> [Task to carry out] Please list all lines of the material below in which the string "index" occurs.

> [Records to process]
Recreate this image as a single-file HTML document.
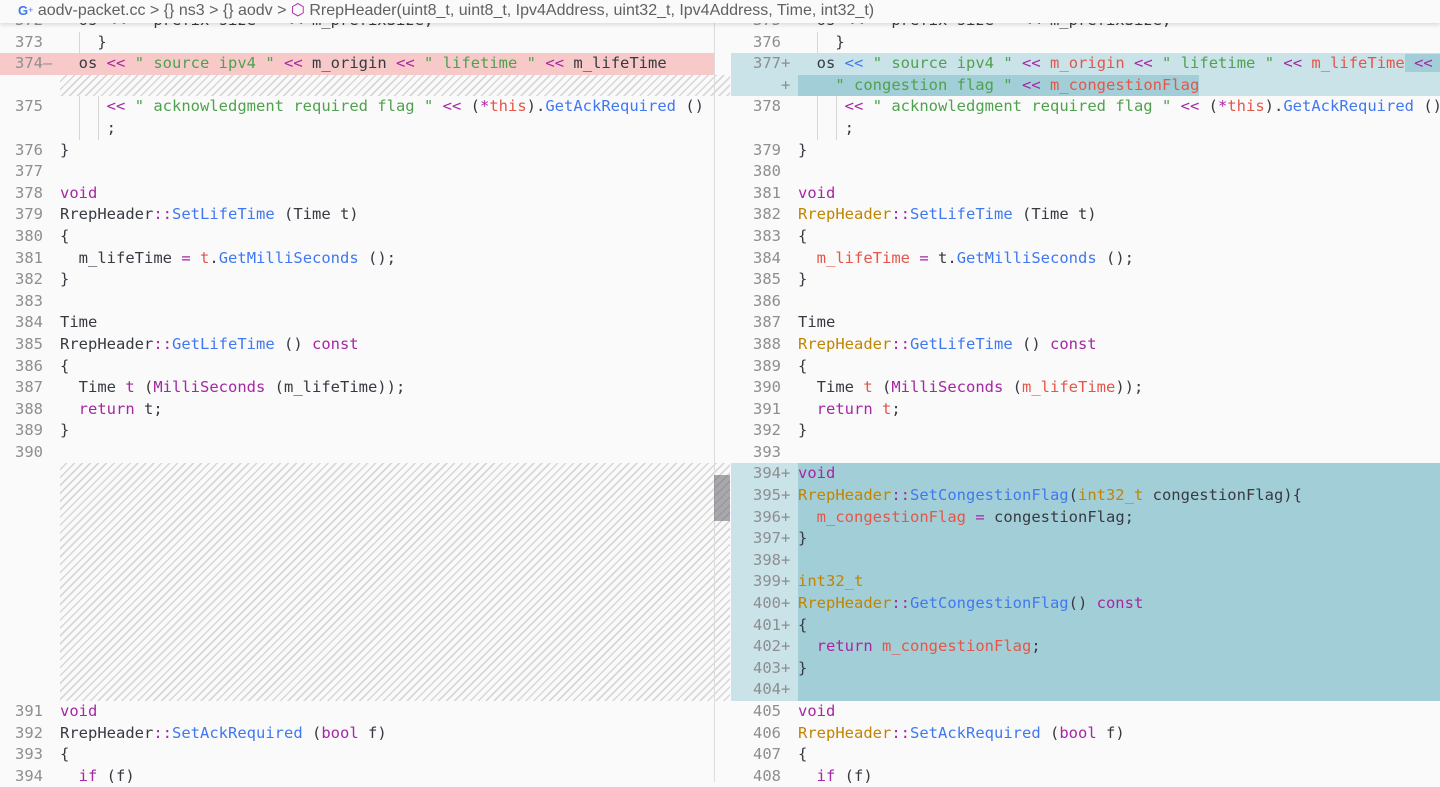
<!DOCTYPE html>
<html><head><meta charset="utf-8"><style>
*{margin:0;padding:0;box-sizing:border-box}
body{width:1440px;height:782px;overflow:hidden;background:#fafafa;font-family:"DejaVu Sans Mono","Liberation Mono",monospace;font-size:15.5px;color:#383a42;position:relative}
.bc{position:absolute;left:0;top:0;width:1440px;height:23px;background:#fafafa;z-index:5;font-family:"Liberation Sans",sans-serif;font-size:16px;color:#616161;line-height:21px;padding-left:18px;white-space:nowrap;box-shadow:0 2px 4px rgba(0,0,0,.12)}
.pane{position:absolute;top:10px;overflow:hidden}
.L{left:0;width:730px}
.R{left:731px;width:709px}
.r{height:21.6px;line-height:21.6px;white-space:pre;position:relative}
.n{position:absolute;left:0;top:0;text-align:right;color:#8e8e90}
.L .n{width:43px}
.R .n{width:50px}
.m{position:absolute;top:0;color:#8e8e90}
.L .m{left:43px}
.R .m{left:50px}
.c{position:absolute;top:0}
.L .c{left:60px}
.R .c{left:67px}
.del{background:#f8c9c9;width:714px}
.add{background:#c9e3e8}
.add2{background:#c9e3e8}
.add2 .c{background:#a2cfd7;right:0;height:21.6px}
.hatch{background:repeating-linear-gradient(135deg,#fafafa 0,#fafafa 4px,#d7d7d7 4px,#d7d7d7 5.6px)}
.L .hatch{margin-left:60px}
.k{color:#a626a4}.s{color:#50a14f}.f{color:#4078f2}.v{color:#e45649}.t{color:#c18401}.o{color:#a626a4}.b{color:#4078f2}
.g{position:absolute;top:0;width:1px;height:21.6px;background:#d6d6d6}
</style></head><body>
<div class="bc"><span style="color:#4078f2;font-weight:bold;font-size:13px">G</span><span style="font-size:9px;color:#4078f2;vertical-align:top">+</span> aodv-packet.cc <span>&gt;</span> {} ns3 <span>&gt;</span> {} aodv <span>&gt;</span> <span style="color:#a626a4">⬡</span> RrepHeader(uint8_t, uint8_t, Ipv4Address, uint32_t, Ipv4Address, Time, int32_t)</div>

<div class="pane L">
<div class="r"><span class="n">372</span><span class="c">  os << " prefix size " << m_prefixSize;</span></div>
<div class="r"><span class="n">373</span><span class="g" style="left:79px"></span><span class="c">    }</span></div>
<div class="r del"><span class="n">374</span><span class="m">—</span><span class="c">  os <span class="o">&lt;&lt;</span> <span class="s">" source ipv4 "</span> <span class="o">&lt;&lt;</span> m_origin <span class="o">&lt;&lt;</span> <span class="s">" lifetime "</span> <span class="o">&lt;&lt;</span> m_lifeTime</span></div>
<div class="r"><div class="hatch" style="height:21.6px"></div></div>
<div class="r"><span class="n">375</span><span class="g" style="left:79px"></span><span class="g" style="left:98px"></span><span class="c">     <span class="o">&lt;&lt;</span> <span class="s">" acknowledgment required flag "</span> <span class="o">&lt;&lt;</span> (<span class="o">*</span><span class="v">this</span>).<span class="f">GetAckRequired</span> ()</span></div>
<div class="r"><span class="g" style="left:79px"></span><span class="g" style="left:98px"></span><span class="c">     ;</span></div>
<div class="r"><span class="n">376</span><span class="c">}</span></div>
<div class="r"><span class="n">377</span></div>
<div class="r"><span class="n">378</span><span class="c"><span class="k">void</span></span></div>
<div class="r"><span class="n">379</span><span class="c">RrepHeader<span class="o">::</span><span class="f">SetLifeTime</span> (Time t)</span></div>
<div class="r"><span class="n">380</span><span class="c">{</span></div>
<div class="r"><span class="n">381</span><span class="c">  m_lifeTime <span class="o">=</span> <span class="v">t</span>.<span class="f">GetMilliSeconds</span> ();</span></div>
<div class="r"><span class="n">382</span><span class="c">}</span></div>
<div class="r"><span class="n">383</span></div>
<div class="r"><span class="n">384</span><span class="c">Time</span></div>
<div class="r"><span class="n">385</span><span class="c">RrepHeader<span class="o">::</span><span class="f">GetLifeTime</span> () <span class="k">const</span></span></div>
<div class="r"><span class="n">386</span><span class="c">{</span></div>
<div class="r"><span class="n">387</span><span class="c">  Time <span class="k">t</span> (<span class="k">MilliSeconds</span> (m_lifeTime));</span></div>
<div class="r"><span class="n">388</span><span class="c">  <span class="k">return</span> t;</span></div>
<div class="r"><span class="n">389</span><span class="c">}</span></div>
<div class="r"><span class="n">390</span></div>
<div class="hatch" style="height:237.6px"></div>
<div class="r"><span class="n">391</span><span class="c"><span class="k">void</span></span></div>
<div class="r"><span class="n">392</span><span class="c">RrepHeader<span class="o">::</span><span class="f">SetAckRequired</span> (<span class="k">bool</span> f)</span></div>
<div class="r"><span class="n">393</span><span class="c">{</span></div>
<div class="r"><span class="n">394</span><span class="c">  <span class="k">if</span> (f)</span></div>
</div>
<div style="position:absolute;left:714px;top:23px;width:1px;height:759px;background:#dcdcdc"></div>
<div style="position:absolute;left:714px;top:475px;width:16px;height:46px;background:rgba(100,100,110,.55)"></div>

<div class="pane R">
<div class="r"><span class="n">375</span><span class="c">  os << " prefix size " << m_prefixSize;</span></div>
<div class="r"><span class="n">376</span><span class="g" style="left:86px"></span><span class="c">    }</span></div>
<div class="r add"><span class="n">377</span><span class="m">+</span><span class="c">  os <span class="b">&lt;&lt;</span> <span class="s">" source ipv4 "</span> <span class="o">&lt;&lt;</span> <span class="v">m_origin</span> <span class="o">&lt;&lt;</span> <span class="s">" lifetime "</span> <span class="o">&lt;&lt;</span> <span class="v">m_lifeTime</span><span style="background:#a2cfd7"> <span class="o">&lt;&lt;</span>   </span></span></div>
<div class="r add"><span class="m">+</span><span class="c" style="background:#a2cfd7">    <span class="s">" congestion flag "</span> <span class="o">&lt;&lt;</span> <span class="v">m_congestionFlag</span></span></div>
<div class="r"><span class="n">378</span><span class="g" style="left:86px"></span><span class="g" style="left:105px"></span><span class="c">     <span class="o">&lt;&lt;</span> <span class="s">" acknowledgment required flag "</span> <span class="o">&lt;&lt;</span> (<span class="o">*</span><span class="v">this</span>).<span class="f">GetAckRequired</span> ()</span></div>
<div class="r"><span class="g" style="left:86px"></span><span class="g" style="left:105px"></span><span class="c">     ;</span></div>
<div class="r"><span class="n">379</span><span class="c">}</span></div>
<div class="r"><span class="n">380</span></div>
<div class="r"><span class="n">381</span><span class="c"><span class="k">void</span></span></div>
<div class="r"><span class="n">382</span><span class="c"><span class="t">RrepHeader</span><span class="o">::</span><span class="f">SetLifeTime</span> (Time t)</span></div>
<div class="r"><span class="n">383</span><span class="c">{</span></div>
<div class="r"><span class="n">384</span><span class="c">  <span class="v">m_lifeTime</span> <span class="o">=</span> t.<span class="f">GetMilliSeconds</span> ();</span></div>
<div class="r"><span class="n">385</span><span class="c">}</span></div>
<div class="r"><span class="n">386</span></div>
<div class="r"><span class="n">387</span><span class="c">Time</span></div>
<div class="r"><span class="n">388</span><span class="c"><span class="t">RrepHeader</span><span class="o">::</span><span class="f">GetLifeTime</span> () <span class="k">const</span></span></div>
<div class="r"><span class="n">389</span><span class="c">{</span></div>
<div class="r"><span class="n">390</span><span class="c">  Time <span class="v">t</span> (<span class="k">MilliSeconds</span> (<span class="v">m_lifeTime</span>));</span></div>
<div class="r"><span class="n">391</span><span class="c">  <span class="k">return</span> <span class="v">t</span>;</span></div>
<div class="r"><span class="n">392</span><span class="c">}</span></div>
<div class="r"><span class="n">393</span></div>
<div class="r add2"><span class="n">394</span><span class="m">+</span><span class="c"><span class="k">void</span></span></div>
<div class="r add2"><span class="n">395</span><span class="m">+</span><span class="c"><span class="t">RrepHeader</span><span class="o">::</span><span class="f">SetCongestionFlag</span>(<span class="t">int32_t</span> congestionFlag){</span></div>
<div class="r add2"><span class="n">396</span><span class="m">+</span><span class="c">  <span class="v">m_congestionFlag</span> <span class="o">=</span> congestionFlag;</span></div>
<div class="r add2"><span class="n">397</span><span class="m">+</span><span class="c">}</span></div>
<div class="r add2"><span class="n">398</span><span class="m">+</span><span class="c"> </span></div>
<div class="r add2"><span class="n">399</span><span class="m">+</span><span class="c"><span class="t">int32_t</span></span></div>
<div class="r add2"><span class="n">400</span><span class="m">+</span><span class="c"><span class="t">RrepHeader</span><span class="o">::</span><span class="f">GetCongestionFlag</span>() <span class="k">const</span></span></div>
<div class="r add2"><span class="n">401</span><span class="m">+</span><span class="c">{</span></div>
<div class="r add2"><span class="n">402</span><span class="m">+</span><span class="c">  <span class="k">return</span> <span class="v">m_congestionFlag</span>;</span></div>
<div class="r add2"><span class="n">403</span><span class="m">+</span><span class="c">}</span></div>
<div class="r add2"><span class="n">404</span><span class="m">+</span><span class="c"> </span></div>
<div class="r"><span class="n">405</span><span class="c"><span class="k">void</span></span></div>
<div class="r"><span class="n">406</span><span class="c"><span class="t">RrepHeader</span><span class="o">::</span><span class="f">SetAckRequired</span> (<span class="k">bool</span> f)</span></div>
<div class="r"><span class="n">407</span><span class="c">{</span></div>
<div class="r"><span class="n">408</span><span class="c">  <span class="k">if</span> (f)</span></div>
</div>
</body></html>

==

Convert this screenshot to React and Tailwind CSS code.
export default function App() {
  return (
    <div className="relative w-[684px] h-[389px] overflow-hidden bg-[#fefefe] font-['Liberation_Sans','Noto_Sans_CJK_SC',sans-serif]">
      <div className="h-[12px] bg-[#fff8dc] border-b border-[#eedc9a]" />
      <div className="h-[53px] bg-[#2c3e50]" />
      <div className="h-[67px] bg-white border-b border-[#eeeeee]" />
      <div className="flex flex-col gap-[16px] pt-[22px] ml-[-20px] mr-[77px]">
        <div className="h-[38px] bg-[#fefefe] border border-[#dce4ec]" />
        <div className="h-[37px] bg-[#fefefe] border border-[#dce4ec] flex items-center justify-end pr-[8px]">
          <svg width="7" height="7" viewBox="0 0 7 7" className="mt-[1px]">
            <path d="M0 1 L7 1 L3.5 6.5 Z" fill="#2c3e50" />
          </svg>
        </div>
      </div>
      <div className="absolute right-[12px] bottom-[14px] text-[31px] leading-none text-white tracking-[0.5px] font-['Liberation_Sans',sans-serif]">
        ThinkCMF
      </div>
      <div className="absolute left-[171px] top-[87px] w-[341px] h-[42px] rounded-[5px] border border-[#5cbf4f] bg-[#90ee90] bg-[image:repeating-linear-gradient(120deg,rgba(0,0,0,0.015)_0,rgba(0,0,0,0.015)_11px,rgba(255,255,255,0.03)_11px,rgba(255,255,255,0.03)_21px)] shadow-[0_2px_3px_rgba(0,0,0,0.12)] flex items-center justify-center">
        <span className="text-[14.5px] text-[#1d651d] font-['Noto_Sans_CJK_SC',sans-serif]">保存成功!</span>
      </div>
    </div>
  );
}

--

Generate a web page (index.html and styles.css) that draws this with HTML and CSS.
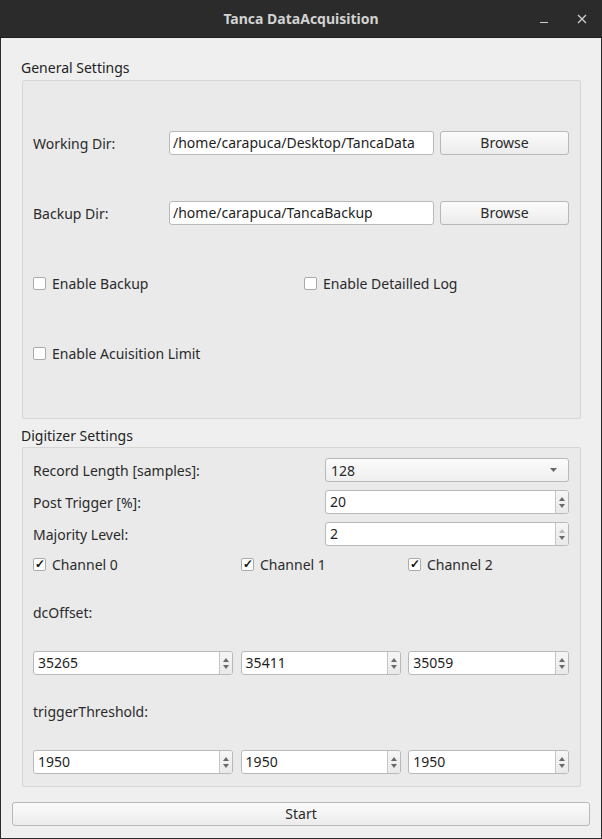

> [Output of the task]
.bc{position:absolute;left:0;top:0;width:1440px;height:23px;background:#fafafa;z-index:5;font-family:"Liberation Sans",sans-serif;font-size:16px;color:#616161;line-height:21px;padding-left:18px;white-space:nowrap;box-shadow:0 2px 4px rgba(0,0,0,.12)}
Generate a web page (index.html and styles.css) that draws this with HTML and CSS.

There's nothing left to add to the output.